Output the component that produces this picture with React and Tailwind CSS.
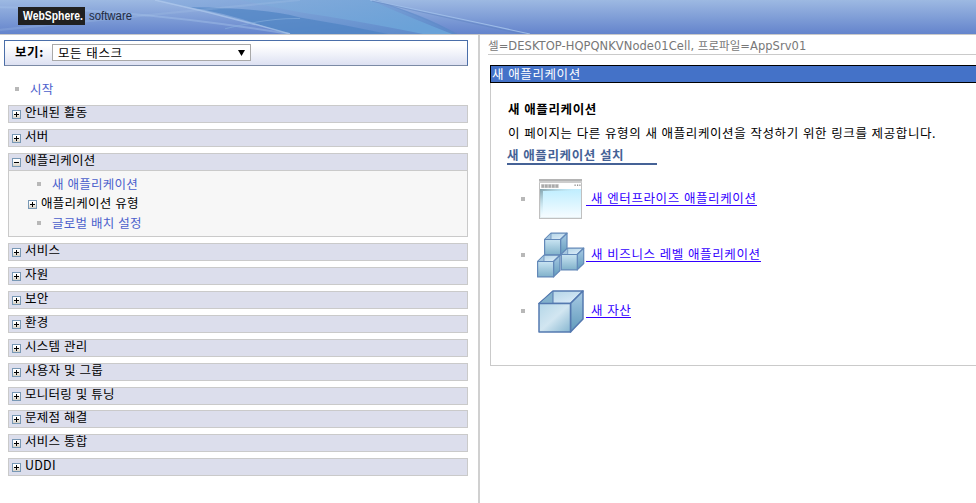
import React from "react";

const KR_BASE = "font-['Noto_Sans_CJK_KR',sans-serif] text-[12.5px] [word-spacing:0.7px] whitespace-pre";
const NAV = `${KR_BASE} tracking-[0.25px]`;
const KR = `${KR_BASE} tracking-[0.6px]`;

function Toggle({ open = false }) {
  return (
    <svg className="block h-[9px] w-[9px] shrink-0" viewBox="0 0 9 9" shapeRendering="crispEdges">
      <defs>
        <linearGradient id="tg" x1="0" y1="0" x2="0" y2="1">
          <stop offset="0.3" stopColor="#fff" />
          <stop offset="1" stopColor="#d3cdc0" />
        </linearGradient>
      </defs>
      <rect x="0.5" y="0.5" width="8" height="8" fill="url(#tg)" stroke="#7898b5" />
      <rect x="2" y="4" width="5" height="1" fill="#000" />
      {!open && <rect x="4" y="2" width="1" height="5" fill="#000" />}
    </svg>
  );
}

function Bullet() {
  return <span className="block h-1 w-1 shrink-0 bg-[#b8b8b8]" />;
}

function Bar({ label, open }) {
  return (
    <div className="flex h-[18px] items-start border border-[#cacaca] bg-[#dcdeec] pl-[3px]">
      <span className="flex pt-1"><Toggle open={open} /></span>
      <span className={`${NAV} -mt-[2px] ml-1 leading-4 text-black`}>{label}</span>
    </div>
  );
}

function Banner() {
  return (
    <svg className="absolute inset-0 h-full w-full" viewBox="0 0 976 33" preserveAspectRatio="none">
      <defs>
        <linearGradient id="sky" x1="0" y1="0" x2="0" y2="1">
          <stop offset="0" stopColor="#9db9e2" />
          <stop offset="1" stopColor="#6484cc" />
        </linearGradient>
        <linearGradient id="wing" x1="0" y1="0" x2="1" y2="1">
          <stop offset="0" stopColor="#8fb0df" />
          <stop offset="1" stopColor="#5a88c9" />
        </linearGradient>
        <linearGradient id="aqua" x1="0" y1="0" x2="1" y2="0.6">
          <stop offset="0" stopColor="#83acdb" stopOpacity="0.7" />
          <stop offset="1" stopColor="#6aa2d8" />
        </linearGradient>
      </defs>
      <rect width="976" height="33" fill="url(#sky)" />
      <path d="M155 0H370Q420 12 457 33H290Q215 13 155 0Z" fill="url(#wing)" />
      <path d="M190 7Q270 8 300 17Q345 24 388 33H284Q240 15 190 7Z" fill="#4b81c1" opacity="0.65" />
      <path d="M240 0H370Q400 13 452 33H423Q350 19 300 12Q270 6 240 0Z" fill="url(#aqua)" />
      <path d="M0 7Q130 8 290 33" fill="none" stroke="#a3c1e8" opacity="0.45" strokeWidth="2" />
      <path d="M155 0Q225 15 290 33" fill="none" stroke="#b3cdee" opacity="0.65" strokeWidth="1.5" />
      <path d="M0 29Q150 15 300 0" fill="none" stroke="#a9c4e9" opacity="0.25" strokeWidth="2" />
      <path d="M225 28Q270 17 300 18" fill="none" stroke="#88b0de" opacity="0.6" />
      <path d="M375 0Q425 17 457 33" fill="none" stroke="#6187c5" opacity="0.4" />
      <path d="M370 0Q460 18 530 33" fill="none" stroke="#9dbce7" strokeWidth="1" />
      <path d="M372 1Q460 20 522 33" fill="none" stroke="#5c80bd" strokeWidth="0.8" opacity="0.6" />
    </svg>
  );
}

function Defs() {
  return (
    <defs>
      <linearGradient id="front" x1="0" y1="0" x2="1" y2="1">
        <stop offset="0" stopColor="#b4d7e8" />
        <stop offset="0.5" stopColor="#d2e6f1" />
        <stop offset="1" stopColor="#86b6d0" />
      </linearGradient>
      <linearGradient id="small" x1="0" y1="0" x2="0" y2="1">
        <stop offset="0" stopColor="#c9e4f2" />
        <stop offset="1" stopColor="#80b1ca" />
      </linearGradient>
      <linearGradient id="side" x1="0" y1="0" x2="0" y2="1">
        <stop offset="0" stopColor="#a9cbe5" />
        <stop offset="1" stopColor="#609abb" />
      </linearGradient>
      <linearGradient id="inside" x1="0" y1="0" x2="1" y2="1">
        <stop offset="0" stopColor="#acd0e3" />
        <stop offset="1" stopColor="#e1effb" />
      </linearGradient>
    </defs>
  );
}

function WindowIcon() {
  return (
    <svg className="block h-[40px] w-[43px]" viewBox="0 0 43 40">
      <defs>
        <linearGradient id="pane" x1="0" y1="0" x2="0" y2="1">
          <stop offset="0" stopColor="#bfeeff" />
          <stop offset="1" stopColor="#f5fcff" />
        </linearGradient>
        <linearGradient id="shade" x1="0" y1="0" x2="0.5" y2="0.5">
          <stop offset="0" stopColor="#7f9ea8" />
          <stop offset="1" stopColor="#d5f3fd" stopOpacity="0" />
        </linearGradient>
      </defs>
      <rect width="43" height="40" fill="#c0c0c0" />
      <rect width="43" height="2" fill="#b4b4b4" />
      <rect y="2" width="43" height="2" fill="#cdcdcd" />
      <rect x="1" y="4" width="41" height="35" fill="#fff" />
      <rect x="1" y="10" width="41" height="29" fill="#e4eef1" />
      <rect x="2" y="10" width="40" height="28" fill="url(#pane)" />
      <path d="M1 10H42V12H4V39H1Z" fill="url(#shade)" />
      <rect x="2" y="5" width="18" height="4" fill="#ddd" />
      {[2.5, 6, 9.5, 13, 16.5].map((x) => <rect key={x} x={x} y="5.5" width="2.6" height="3.2" fill="#aaa" />)}
      {[35.5, 38, 40.3].map((x) => <rect key={x} x={x} y="5.5" width="1.2" height="1.4" fill="#888" />)}
    </svg>
  );
}

function SmallBox({ x, y }) {
  return (
    <g transform={`translate(${x} ${y})`} stroke="#6288b8" strokeWidth="1.2" strokeLinejoin="round">
      <path d="M0.6 7L7 0.7H23L16.5 7Z" fill="url(#inside)" />
      <path d="M0.6 7L7 0.7V7Z" fill="#a5c6df" strokeWidth="0.7" />
      <path d="M16.5 7L23 0.7V16L16.5 22.4Z" fill="url(#side)" />
      <rect x="0.6" y="7" width="16" height="15.4" fill="url(#small)" />
    </g>
  );
}

function BoxesIcon() {
  return (
    <svg className="block h-[46px] w-[48px]" viewBox="0 0 48 46">
      <Defs />
      <SmallBox x={7} y={0.5} />
      <SmallBox x={23.7} y={15.5} />
      <SmallBox x={0} y={22.5} />
    </svg>
  );
}

function BoxIcon() {
  return (
    <svg className="block h-[43px] w-[46px]" viewBox="0 0 46 43">
      <Defs />
      <g stroke="#5479b0" strokeWidth="1.5" strokeLinejoin="round">
        <path d="M1 13.5L15 1H45L32.5 13.5Z" fill="url(#inside)" />
        <path d="M1 13.5L15 1V13.5Z" fill="#82b1cc" strokeWidth="1" />
        <path d="M32.5 13.5L45 1V29L32.5 42Z" fill="url(#side)" />
        <rect x="1" y="13.5" width="31.5" height="28.5" fill="url(#front)" />
      </g>
    </svg>
  );
}

function LinkRow({ icon, label }) {
  return (
    <li className="flex h-14 items-center">
      <Bullet />
      <span className="mr-px ml-[11px] flex w-[49px] justify-center">{icon}</span>
      <a className={`${KR} relative -top-px border-b border-[#3300ff] leading-[15px] text-[#3300ff]`}>
        <span className="pl-[5px]">{label}</span>
      </a>
    </li>
  );
}

const before = ["안내된 활동", "서버"];
const after = ["서비스", "자원", "보안", "환경", "시스템 관리", "사용자 및 그룹", "모니터링 및 튜닝"];
const last = ["문제점 해결", "서비스 통합", "UDDI"];

export default function App() {
  return (
    <div className="flex h-[503px] w-[976px] flex-col overflow-hidden bg-white">
      <header className="relative h-[35px] shrink-0 border-b border-[#c9c9c9] bg-[#6484cc]">
        <Banner />
        <div className="relative flex pt-[7px] pl-[18px]">
          <span className="flex h-[18px] w-[67px] items-center bg-[#202020] pl-[5px]">
            <svg className="block h-[18px] w-[62px] overflow-visible" viewBox="0 0 62 18">
              <text x="0" y="13" textLength="60" lengthAdjust="spacingAndGlyphs" className="fill-white font-['Liberation_Sans',sans-serif] text-[12px] font-bold">WebSphere.</text>
            </svg>
          </span>
          <svg className="ml-1 block h-[18px] w-[46px] overflow-visible" viewBox="0 0 46 18">
            <text x="0" y="13" textLength="43" lengthAdjust="spacingAndGlyphs" className="fill-[#222b40] font-['Liberation_Sans',sans-serif] text-[12px]">software</text>
          </svg>
        </div>
      </header>

      <div className="flex min-h-0 flex-1">
        <nav className="w-[478px] shrink-0 pt-[5px]">
          <div className="ml-1 flex h-[26px] w-[464px] items-center border border-[#4a6ea9] border-b-[#7b8aa5] bg-linear-to-b from-white from-20% to-[#dde1f2] pl-[10px]">
            <span className={`${KR} -mt-[2px] w-[37px] shrink-0 leading-5 font-bold`}>보기:</span>
            <div className="-mt-px flex h-[17px] w-[199px] items-center justify-between border border-[#a9a9a9] bg-white pr-[5px] pl-[5px]">
              <span className={`${KR} leading-[14px]`}>모든 태스크</span>
              <svg className="block h-[6px] w-[7px]" viewBox="0 0 7 6"><path d="M0 0H7L3.5 6Z" fill="#000" /></svg>
            </div>
          </div>
          <div className="mt-[13px] flex h-[20px] items-center pl-[15px]">
            <Bullet />
            <span className={`${NAV} ml-[11px] leading-5 text-[#4b60cc]`}>시작</span>
          </div>
          <div className="mt-[6px] ml-2 flex w-[460px] flex-col gap-[6px]">
            {before.map((l) => <Bar key={l} label={l} />)}
            <div>
              <Bar label="애플리케이션" open />
              <div className="flex h-[66px] flex-col border border-t-0 border-[#cacaca] bg-[#f7f7f7] pt-[3px]">
                <div className="flex h-5 items-center pl-7"><Bullet /><span className={`${NAV} ml-[11px] leading-5 text-[#4b60cc]`}>새 애플리케이션</span></div>
                <div className="flex h-5 items-center pl-[19px]"><Toggle /><span className={`${NAV} -mt-[2px] ml-1 leading-5 text-black`}>애플리케이션 유형</span></div>
                <div className="-mt-px flex h-5 items-center pl-7"><Bullet /><span className={`${NAV} ml-[11px] leading-5 text-[#4b60cc]`}>글로벌 배치 설정</span></div>
              </div>
            </div>
            {after.map((l) => <Bar key={l} label={l} />)}
            <div className="-mt-px flex flex-col gap-[6px]">
              {last.map((l) => <Bar key={l} label={l} />)}
            </div>
          </div>
        </nav>

        <main className="min-w-0 flex-1 border-l-2 border-[#d0d0d0]">
          <div className="ml-2 flex h-[20px] items-center border-b border-[#cacaca] pt-[3px] font-['DejaVu_Sans','Noto_Sans_CJK_KR',sans-serif] text-[11.5px] leading-[16px] tracking-[0.05px] whitespace-pre text-[#777777]">
            셀=DESKTOP-HQPQNKVNode01Cell, 프로파일=AppSrv01
          </div>
          <section className="mt-[10px] ml-[10px] h-[301px] border-b border-l border-[#cacaca]">
            <h1 className={`${KR} -ml-px flex h-[18px] items-center border border-r-0 border-black bg-[#4472c8] pl-px leading-4 text-white`}>새 애플리케이션</h1>
            <div className="pt-[15px] pl-[17px]">
              <h2 className={`${KR} h-[23px] leading-[22px] font-bold`}>새 애플리케이션</h2>
              <p className={`${KR} h-[24px] leading-[24px]`}>이 페이지는 다른 유형의 새 애플리케이션을 작성하기 위한 링크를 제공합니다.</p>
              <h3 className={`${KR} -ml-px h-[20px] w-[150px] border-b-2 border-[#456296] leading-[19px] font-bold text-[#456296]`}>새 애플리케이션 설치</h3>
            </div>
            <ul className="pt-[6px] pl-[30px]">
              <LinkRow icon={<WindowIcon />} label="새 엔터프라이즈 애플리케이션" />
              <LinkRow icon={<BoxesIcon />} label="새 비즈니스 레벨 애플리케이션" />
              <LinkRow icon={<BoxIcon />} label="새 자산" />
            </ul>
          </section>
        </main>
      </div>
    </div>
  );
}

---------------

Of the lines in the data, how many contain the word "React"? Provide the number and nothing further.

2